§ The problem: Return the material word for word. Do not include pictures.

+-------+

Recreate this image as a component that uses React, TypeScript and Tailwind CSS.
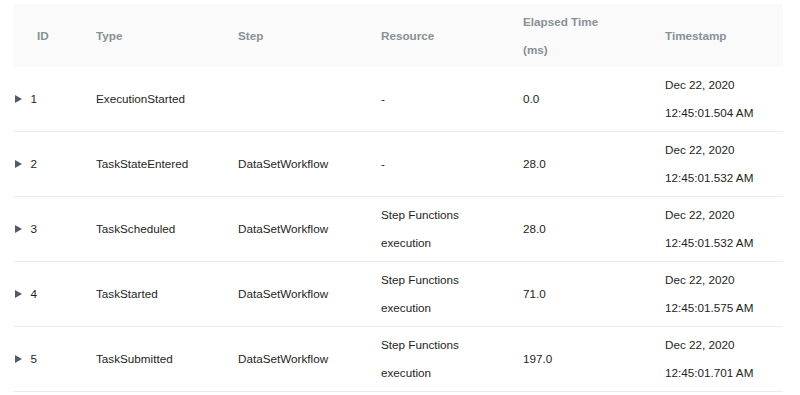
const events = [
  { id: 1, type: "ExecutionStarted", step: "", resource: ["-"], elapsed: "0.0", time: "12:45:01.504 AM" },
  { id: 2, type: "TaskStateEntered", step: "DataSetWorkflow", resource: ["-"], elapsed: "28.0", time: "12:45:01.532 AM" },
  { id: 3, type: "TaskScheduled", step: "DataSetWorkflow", resource: ["Step Functions", "execution"], elapsed: "28.0", time: "12:45:01.532 AM" },
  { id: 4, type: "TaskStarted", step: "DataSetWorkflow", resource: ["Step Functions", "execution"], elapsed: "71.0", time: "12:45:01.575 AM" },
  { id: 5, type: "TaskSubmitted", step: "DataSetWorkflow", resource: ["Step Functions", "execution"], elapsed: "197.0", time: "12:45:01.701 AM" },
];

const cols = "grid grid-cols-[70px_142px_143px_142px_142px_131px]";

function Caret() {
  return (
    <svg width="7" height="8" viewBox="0 0 7 8" className="shrink-0">
      <path d="M0 0 L7 4 L0 8 Z" fill="#545b64" />
    </svg>
  );
}

export default function App() {
  return (
    <div className="min-h-[395px] w-[800px] bg-white pl-[13px] pt-[4px] font-['Liberation_Sans',Arial,sans-serif] text-[11.7px] leading-[28px] text-[#1d1f22]">
      <div className="w-[770px]">
        <div className={`${cols} h-[63px] items-center bg-[#fafafa] font-bold text-[#879196]`}>
          <div className="pl-[24px]">ID</div>
          <div className="pl-[13px]">Type</div>
          <div className="pl-[13px]">Step</div>
          <div className="pl-[13px]">Resource</div>
          <div className="pl-[13px]">
            <div>Elapsed Time</div>
            <div>(ms)</div>
          </div>
          <div className="pl-[13px]">Timestamp</div>
        </div>
        {events.map((e) => (
          <div key={e.id} className={`${cols} h-[65px] items-center border-b border-[#eaeded]`}>
            <div className="flex items-center gap-[9px] pl-[1.5px]">
              <Caret />
              <span>{e.id}</span>
            </div>
            <div className="pl-[13px]">{e.type}</div>
            <div className="pl-[13px]">{e.step}</div>
            <div className="pl-[13px]">
              {e.resource.map((r) => (
                <div key={r}>{r}</div>
              ))}
            </div>
            <div className="pl-[13px]">{e.elapsed}</div>
            <div className="pl-[13px]">
              <div>Dec 22, 2020</div>
              <div>{e.time}</div>
            </div>
          </div>
        ))}
      </div>
    </div>
  );
}
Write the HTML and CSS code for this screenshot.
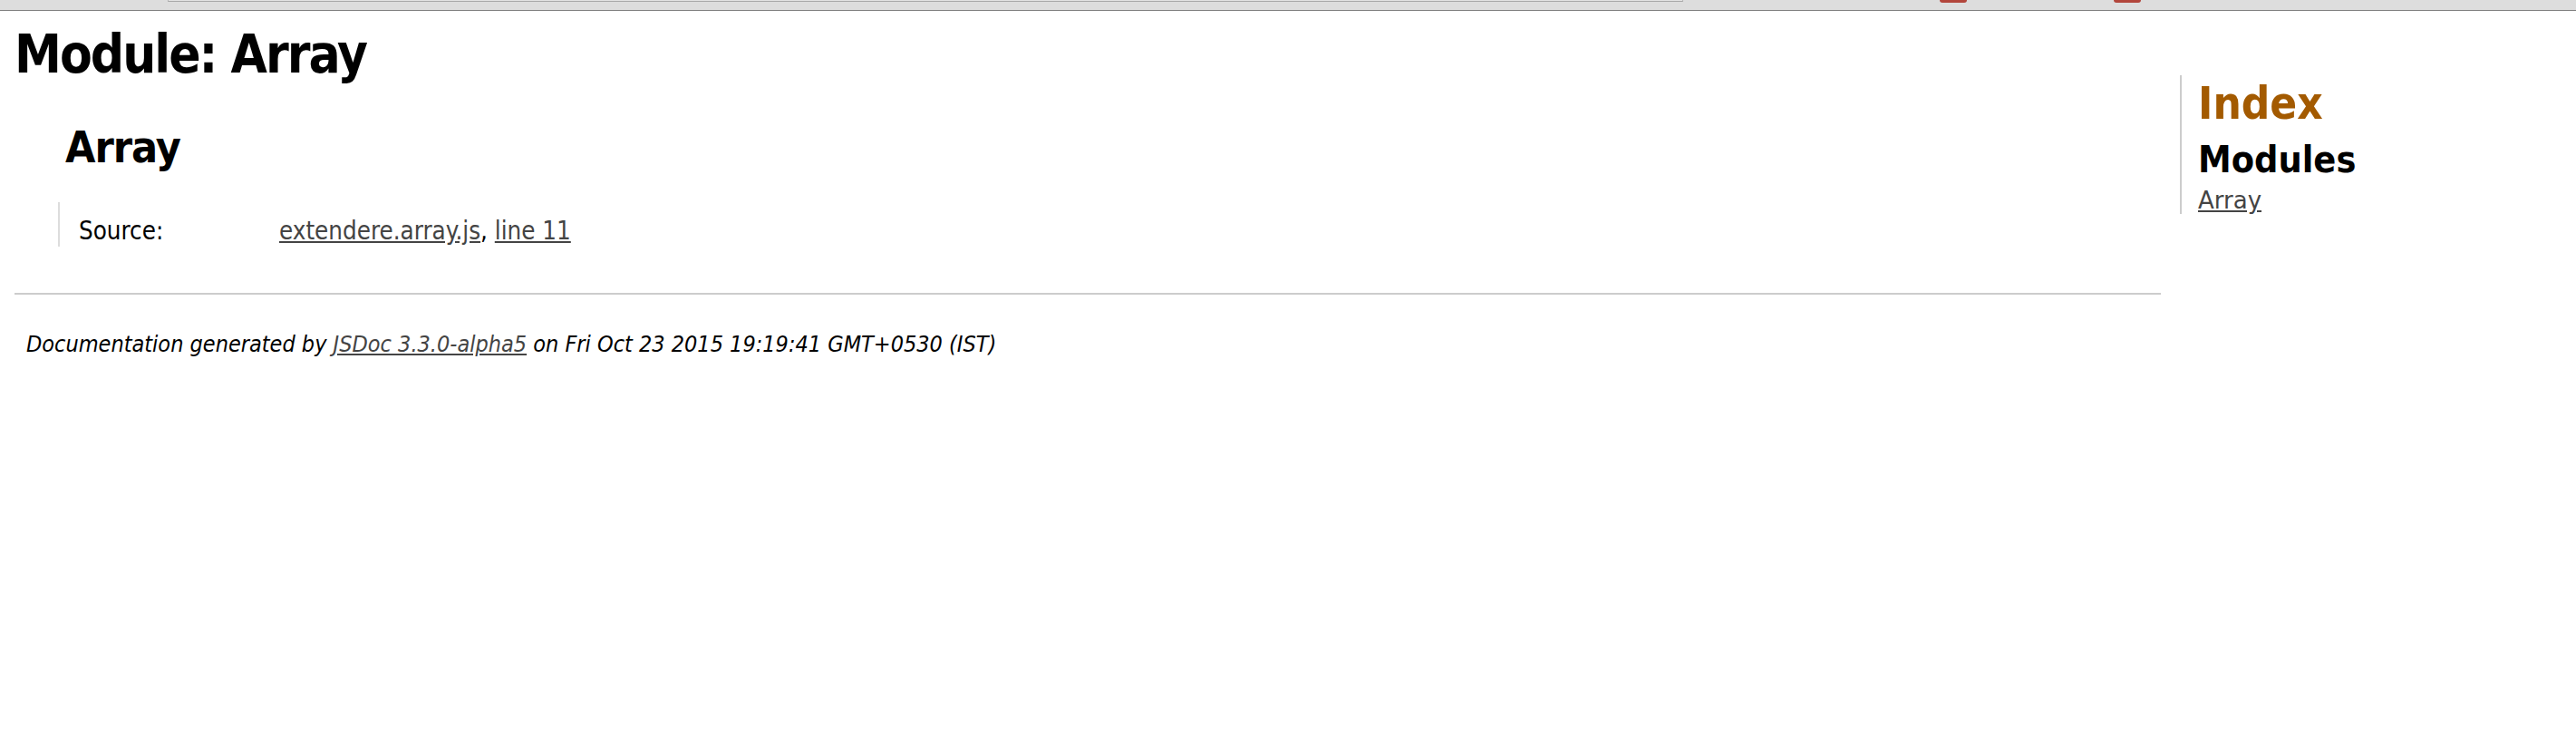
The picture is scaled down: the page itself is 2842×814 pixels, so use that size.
FILE: index.html
```html
<!DOCTYPE html>
<html lang="en">
<head>
<meta charset="utf-8">
<title>JSDoc: Module: Array</title>
<link rel="stylesheet" href="styles.css">
</head>
<body>
<div class="chrome">
  <div class="urlfield"></div>
  <div class="redtab tab1"></div>
  <div class="redtab tab2"></div>
</div>
<div class="page">
  <div class="main">
    <h1 class="page-title">Module: Array</h1>
    <h2 class="module-name">Array</h2>
    <dl class="details">
      <dt class="tag-source">Source:</dt>
      <dd class="tag-source"><a class="link" href="#">extendere.array.js</a>, <a class="link" href="#">line 11</a></dd>
    </dl>
    <hr class="rule">
    <footer class="footer">Documentation generated by <a class="link" href="#">JSDoc 3.3.0-alpha5</a> on Fri Oct 23 2015 19:19:41 GMT+0530 (IST)</footer>
  </div>
  <nav class="nav">
    <h2 class="nav-index"><a href="#">Index</a></h2>
    <h3 class="nav-heading">Modules</h3>
    <ul class="nav-list">
      <li><a class="link" href="#">Array</a></li>
    </ul>
  </nav>
</div>
</body>
</html>
```
FILE: styles.css
```css
html, body {
  margin: 0;
  padding: 0;
  background: #ffffff;
}
body {
  font-family: "DejaVu Sans Condensed", "DejaVu Sans", sans-serif;
  color: #000;
  font-size: 27.5px;
}
.chrome {
  height: 11px;
  background: #dddddd;
  border-bottom: 1px solid #7f7f7f;
  display: flex;
  position: relative;
}
.urlfield {
  margin-left: 185px;
  width: 1670px;
  height: 1px;
  background: #e3e3e3;
  border-left: 1px solid #b5b5b5;
  border-right: 1px solid #b5b5b5;
  border-bottom: 1px solid #a8a8a8;
}
.redtab {
  position: absolute;
  top: 0;
  width: 30px;
  height: 3px;
  background: #b2463c;
  border-radius: 0 0 4px 4px;
}
.tab1 { left: 2140px; }
.tab2 { left: 2332px; }

.page {
  display: flex;
  padding-left: 16px;
}
.main {
  flex: 0 0 2368px;
}
.page-title {
  margin: 16px 0 0 0;
  font-size: 58px;
  line-height: 64px;
  letter-spacing: -2px;
  font-weight: bold;
}
.module-name {
  margin: 42px 0 0 56px;
  font-size: 48px;
  line-height: 56px;
  letter-spacing: -1px;
  font-weight: bold;
}
.details {
  margin: 33px 0 0 48px;
  padding: 16px 0 3px 21px;
  border-left: 2px solid #dddddd;
  display: grid;
  grid-template-columns: 221px auto;
  line-height: 30px;
}
.details dt, .details dd {
  margin: 0;
}
.link, .link:visited {
  color: #444444;
  text-decoration: underline;
}
.rule {
  margin: 51px 0 0 0;
  border: 0;
  height: 2px;
  background: #cccccc;
}
.footer {
  display: block;
  margin-top: 40px;
  padding-left: 13px;
  font-style: italic;
  font-size: 25px;
  line-height: 30px;
}
.nav {
  margin: 71px 0 0 21px;
  padding-left: 18px;
  border-left: 2px solid #cccccc;
  width: 400px;
  align-self: flex-start;
}
.nav-index {
  margin: 6px 0 0 0;
  font-size: 49px;
  line-height: 52px;
  font-weight: bold;
}
.nav-index a {
  color: #a35a00;
  text-decoration: none;
}
.nav-heading {
  margin: 11px 0 0 0;
  font-size: 41px;
  line-height: 48px;
  font-weight: bold;
}
.nav-list {
  margin: 6px 0 0 0;
  padding: 0;
  list-style: none;
  font-family: "DejaVu Sans", sans-serif;
  font-size: 26px;
  line-height: 30px;
}
```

+-------+

§ Solution for this exercise:
Recreate this image as a component that uses React, TypeScript and Tailwind CSS.
const events = [
  { id: 1, type: "ExecutionStarted", step: "", resource: ["-"], elapsed: "0.0", time: "12:45:01.504 AM" },
  { id: 2, type: "TaskStateEntered", step: "DataSetWorkflow", resource: ["-"], elapsed: "28.0", time: "12:45:01.532 AM" },
  { id: 3, type: "TaskScheduled", step: "DataSetWorkflow", resource: ["Step Functions", "execution"], elapsed: "28.0", time: "12:45:01.532 AM" },
  { id: 4, type: "TaskStarted", step: "DataSetWorkflow", resource: ["Step Functions", "execution"], elapsed: "71.0", time: "12:45:01.575 AM" },
  { id: 5, type: "TaskSubmitted", step: "DataSetWorkflow", resource: ["Step Functions", "execution"], elapsed: "197.0", time: "12:45:01.701 AM" },
];

const cols = "grid grid-cols-[70px_142px_143px_142px_142px_131px]";

function Caret() {
  return (
    <svg width="7" height="8" viewBox="0 0 7 8" className="shrink-0">
      <path d="M0 0 L7 4 L0 8 Z" fill="#545b64" />
    </svg>
  );
}

export default function App() {
  return (
    <div className="min-h-[395px] w-[800px] bg-white pl-[13px] pt-[4px] font-['Liberation_Sans',Arial,sans-serif] text-[11.7px] leading-[28px] text-[#1d1f22]">
      <div className="w-[770px]">
        <div className={`${cols} h-[63px] items-center bg-[#fafafa] font-bold text-[#879196]`}>
          <div className="pl-[24px]">ID</div>
          <div className="pl-[13px]">Type</div>
          <div className="pl-[13px]">Step</div>
          <div className="pl-[13px]">Resource</div>
          <div className="pl-[13px]">
            <div>Elapsed Time</div>
            <div>(ms)</div>
          </div>
          <div className="pl-[13px]">Timestamp</div>
        </div>
        {events.map((e) => (
          <div key={e.id} className={`${cols} h-[65px] items-center border-b border-[#eaeded]`}>
            <div className="flex items-center gap-[9px] pl-[1.5px]">
              <Caret />
              <span>{e.id}</span>
            </div>
            <div className="pl-[13px]">{e.type}</div>
            <div className="pl-[13px]">{e.step}</div>
            <div className="pl-[13px]">
              {e.resource.map((r) => (
                <div key={r}>{r}</div>
              ))}
            </div>
            <div className="pl-[13px]">{e.elapsed}</div>
            <div className="pl-[13px]">
              <div>Dec 22, 2020</div>
              <div>{e.time}</div>
            </div>
          </div>
        ))}
      </div>
    </div>
  );
}
Write the HTML and CSS code for this screenshot.
The picture is scaled down: the page itself is 2842×814 pixels, so use that size.
FILE: index.html
```html
<!DOCTYPE html>
<html lang="en">
<head>
<meta charset="utf-8">
<title>JSDoc: Module: Array</title>
<link rel="stylesheet" href="styles.css">
</head>
<body>
<div class="chrome">
  <div class="urlfield"></div>
  <div class="redtab tab1"></div>
  <div class="redtab tab2"></div>
</div>
<div class="page">
  <div class="main">
    <h1 class="page-title">Module: Array</h1>
    <h2 class="module-name">Array</h2>
    <dl class="details">
      <dt class="tag-source">Source:</dt>
      <dd class="tag-source"><a class="link" href="#">extendere.array.js</a>, <a class="link" href="#">line 11</a></dd>
    </dl>
    <hr class="rule">
    <footer class="footer">Documentation generated by <a class="link" href="#">JSDoc 3.3.0-alpha5</a> on Fri Oct 23 2015 19:19:41 GMT+0530 (IST)</footer>
  </div>
  <nav class="nav">
    <h2 class="nav-index"><a href="#">Index</a></h2>
    <h3 class="nav-heading">Modules</h3>
    <ul class="nav-list">
      <li><a class="link" href="#">Array</a></li>
    </ul>
  </nav>
</div>
</body>
</html>
```
FILE: styles.css
```css
html, body {
  margin: 0;
  padding: 0;
  background: #ffffff;
}
body {
  font-family: "DejaVu Sans Condensed", "DejaVu Sans", sans-serif;
  color: #000;
  font-size: 27.5px;
}
.chrome {
  height: 11px;
  background: #dddddd;
  border-bottom: 1px solid #7f7f7f;
  display: flex;
  position: relative;
}
.urlfield {
  margin-left: 185px;
  width: 1670px;
  height: 1px;
  background: #e3e3e3;
  border-left: 1px solid #b5b5b5;
  border-right: 1px solid #b5b5b5;
  border-bottom: 1px solid #a8a8a8;
}
.redtab {
  position: absolute;
  top: 0;
  width: 30px;
  height: 3px;
  background: #b2463c;
  border-radius: 0 0 4px 4px;
}
.tab1 { left: 2140px; }
.tab2 { left: 2332px; }

.page {
  display: flex;
  padding-left: 16px;
}
.main {
  flex: 0 0 2368px;
}
.page-title {
  margin: 16px 0 0 0;
  font-size: 58px;
  line-height: 64px;
  letter-spacing: -2px;
  font-weight: bold;
}
.module-name {
  margin: 42px 0 0 56px;
  font-size: 48px;
  line-height: 56px;
  letter-spacing: -1px;
  font-weight: bold;
}
.details {
  margin: 33px 0 0 48px;
  padding: 16px 0 3px 21px;
  border-left: 2px solid #dddddd;
  display: grid;
  grid-template-columns: 221px auto;
  line-height: 30px;
}
.details dt, .details dd {
  margin: 0;
}
.link, .link:visited {
  color: #444444;
  text-decoration: underline;
}
.rule {
  margin: 51px 0 0 0;
  border: 0;
  height: 2px;
  background: #cccccc;
}
.footer {
  display: block;
  margin-top: 40px;
  padding-left: 13px;
  font-style: italic;
  font-size: 25px;
  line-height: 30px;
}
.nav {
  margin: 71px 0 0 21px;
  padding-left: 18px;
  border-left: 2px solid #cccccc;
  width: 400px;
  align-self: flex-start;
}
.nav-index {
  margin: 6px 0 0 0;
  font-size: 49px;
  line-height: 52px;
  font-weight: bold;
}
.nav-index a {
  color: #a35a00;
  text-decoration: none;
}
.nav-heading {
  margin: 11px 0 0 0;
  font-size: 41px;
  line-height: 48px;
  font-weight: bold;
}
.nav-list {
  margin: 6px 0 0 0;
  padding: 0;
  list-style: none;
  font-family: "DejaVu Sans", sans-serif;
  font-size: 26px;
  line-height: 30px;
}
```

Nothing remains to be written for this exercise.